The papers were little more help in identifying the couple. Only one document provided a hint: a statement thanking Mr and Mrs Macgregor for their work at Perambur Settlement in 1927-1928. Perambur was one of the places the couple was pictured at in the album. However, a search for the surname Macgregor in our officer database didn’t turn up any plausible matches. This database only includes officers who have served full careers with The Salvation Army, so the fact that the Macgregors were absent from it indicated that they must have stepped down as officers at some point. This signalled that the search for their names was not likely to be straightforward.

Address to Mr and Mrs Macgregor from Perambur settlers

Starting with the only firm piece of information I had - that Mr and Mrs Macgregor left Perambur Settlement in 1928 - I went to the Indian edition of The War Cry for that year. Perambur in Madras (now Chennai) was a Reformatory Settlement for prisoners established by The Salvation Army in 1913. From our catalogue, I found that we had no other known photographs of the settlement, which made the album a very useful addition to our collection. In the December edition of the Indian War Cry, I found a reference to ‘Captains Veera Ratna and Anagi (MacGregor) and family’ departing Madras for the UK on homeland furlough. In the early twentieth century, Salvation Army missionary officers in Asia adopted local names, hence Veera Ratna and Anagi. It was frustrating not to find their given names in this brief notice, but at least their adoptive names were another piece in the puzzle.

Bearing in mind that the photograph album included pictures taken in Colombo and Kandy in Sri Lanka, as well as Perambur in India, I tracked back through several years of The War Cry looking in both the Madras and Ceylon sections. I found numerous tantalising references to Captain Veera Ratna entertaining various groups of people with his excellent singing voice and musical talent, but none of these gave more than his surname. I discovered that he had arrived in Ceylon on 24 October 1923 to serve in the Finance Department at the Colombo Headquarters and was also tasked with doing the rounds of the ‘Estates’ in June 1924, but still could find no more than his surname.

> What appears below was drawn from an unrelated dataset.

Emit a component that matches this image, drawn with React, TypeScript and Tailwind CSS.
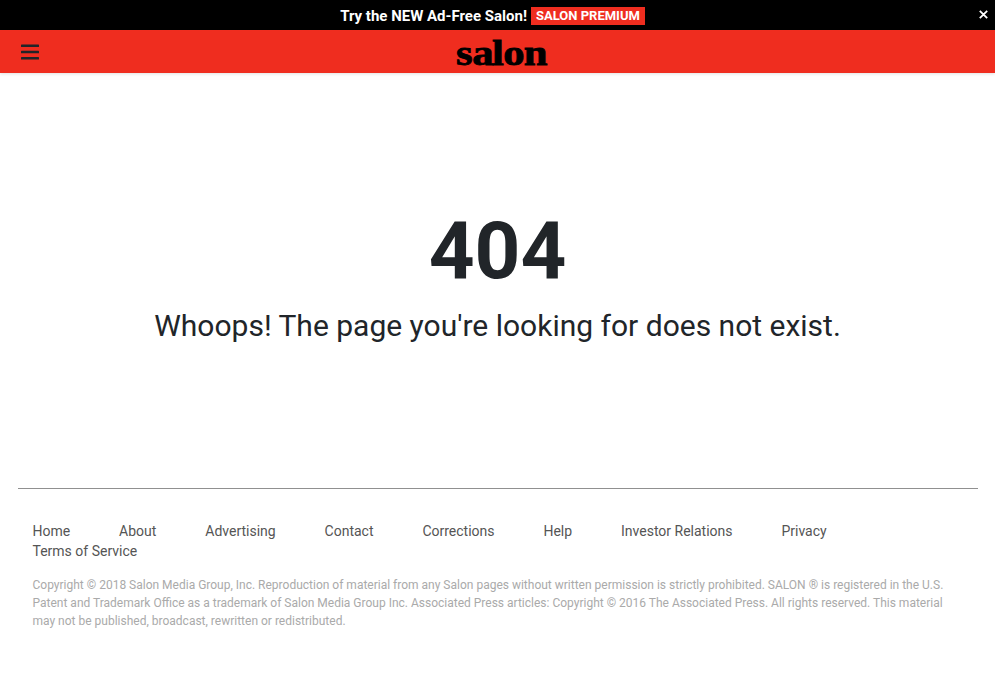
const links = ['Home', 'About', 'Advertising', 'Contact', 'Corrections', 'Help', 'Investor Relations', 'Privacy', 'Terms of Service'];

function Logo() {
  return (
    <svg width="96" height="43" viewBox="0 0 96 43" className="block overflow-visible" aria-label="salon">
      <text
        transform="translate(2 34.6) scale(1.17 1)"
        x="0 13.9 30.8 40.4 58"
        y="0"
        fontSize="36.5"
        fontWeight="700"
        fontFamily="'Liberation Serif', serif"
        fill="#000"
        stroke="#000"
        strokeWidth="0.8"
      >
        salon
      </text>
    </svg>
  );
}

export default function App() {
  return (
    <div className="min-h-screen bg-white font-['Roboto',sans-serif] text-[#212529]">
      <div className="grid h-[30px] grid-cols-[1fr_auto_1fr] items-center bg-black text-white">
        <span />
        <div className="mr-[10px] flex items-center gap-1 pt-px whitespace-nowrap">
          <span className="text-[15px] leading-[18px] font-bold">Try the NEW Ad-Free Salon!</span>
          <span className="h-[18px] bg-[#ef2d1f] px-[5px] text-[13px] leading-[18px] font-bold">SALON PREMIUM</span>
        </div>
        <button className="mr-[7px] justify-self-end" aria-label="Close">
          <svg width="9" height="9" viewBox="0 0 9 9" className="-mt-px block">
            <path d="M.8.8l7.4 7.4M8.2.8L.8 8.2" stroke="#fff" strokeWidth="1.8" />
          </svg>
        </button>
      </div>
      <header className="grid h-[43px] grid-cols-[1fr_auto_1fr] items-center bg-[#ef2d1f] shadow-[0_1px_3px_rgba(0,0,0,0.12)]">
        <button className="ml-[21px] w-[18px]" aria-label="Menu">
          <svg width="18" height="17" viewBox="0 0 18 17" className="block" fill="#212529">
            <rect x="0" y="1.5" width="18" height="2.5" rx="0.6" />
            <rect x="0" y="7.75" width="18" height="2.5" rx="0.6" />
            <rect x="0" y="14" width="18" height="2.5" rx="0.6" />
          </svg>
        </button>
        <div className="ml-[9px]">
          <Logo />
        </div>
        <span />
      </header>
      <main className="flex h-[415px] flex-col items-center pt-[130px] text-center">
        <h1 className="text-[80px] leading-[96px] font-bold">404</h1>
        <p className="mt-[9px] text-[30px] leading-[36px] whitespace-nowrap">
          Whoops! The page you're looking for does not exist.
        </p>
      </main>
      <footer className="mr-[17px] ml-[18px] border-t border-[#909090] pt-8 pl-[14.5px]">
        <ul className="flex flex-wrap gap-x-[48.9px] text-[14px] leading-5 text-[#555]">
          {links.map((l) => (
            <li key={l}>{l}</li>
          ))}
        </ul>
        <p className="mt-[15px] text-[12px] leading-[18px] whitespace-nowrap text-[#aaa]">
          Copyright © 2018 Salon Media Group, Inc. Reproduction of material from any Salon pages without written permission is strictly prohibited. SALON ® is registered in the U.S.
          <br />
          Patent and Trademark Office as a trademark of Salon Media Group Inc. Associated Press articles: Copyright © 2016 The Associated Press. All rights reserved. This material
          <br />
          may not be published, broadcast, rewritten or redistributed.
        </p>
      </footer>
    </div>
  );
}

Eventually, in the May 1925 edition, I stumbled across a column announcing ‘Wedding Chimes. Wedding of Captains Anagi (Leverett) and Veera Ratne (McGregor)’. A notice elsewhere on the page filled in the gaps:

MARRIAGE.

Captain Veera Ratne (Wm. H. McGregor) out of Calton, Scotland, 19th August 1920, Special Collector, THQ, Colombo, Ceylon, to Captain Anagi (Minnie Leverett) out of Kettering, England, 22nd August 1918, last stationed at Gampola Corps, April 11th 1925 by Lieut-Colonel Prakram Singh (H. B. Colledge).

This announcement helped make sense of some of the other items in the suitcase: a programme for Kettering Citadel Band dating from the 1960s, and a telegram from the King to mark the golden wedding anniversary of George and Elizabeth Leverett (Minnie’s parents) in 1947. Some of the captions in the photograph album began to make more sense too, like a photograph of Minnie labelled ‘Our “Min”’ which gives a nice glimpse into how she was known to her family.

Our 'Min'

There is more work to be done to piece together the lives of Minnie and William. I am yet to investigate their subsequent careers with The Salvation Army after they arrived back in the UK, or Minnie’s work in India and the UK before her marriage. The collection includes photographs of them in Salvation Army uniform from the early 1930s, so their connection with The Salvation Army continued at least until then. They appear to have lived out their later lives in Kettering with William dying there in 1966 and Minnie in 1984 but they may also have spent time in William’s hometown of Glasgow.

Page from the album of William and Minnie McGregor

However, even without knowing their full stories, the historical value of their small collection of papers is clear. It is a window into the lives both of young missionaries in the early twentieth century and the people who were the target of their work. Though few, the McGregors’ photographs of Salvation Army settlements for so-called ‘criminal tribes’ at Stuartpuram, Ratnapuram and Perambur are unique and more candid than any that would be found in periodicals of the time. We are glad to have these papers and to be able to make them available for research.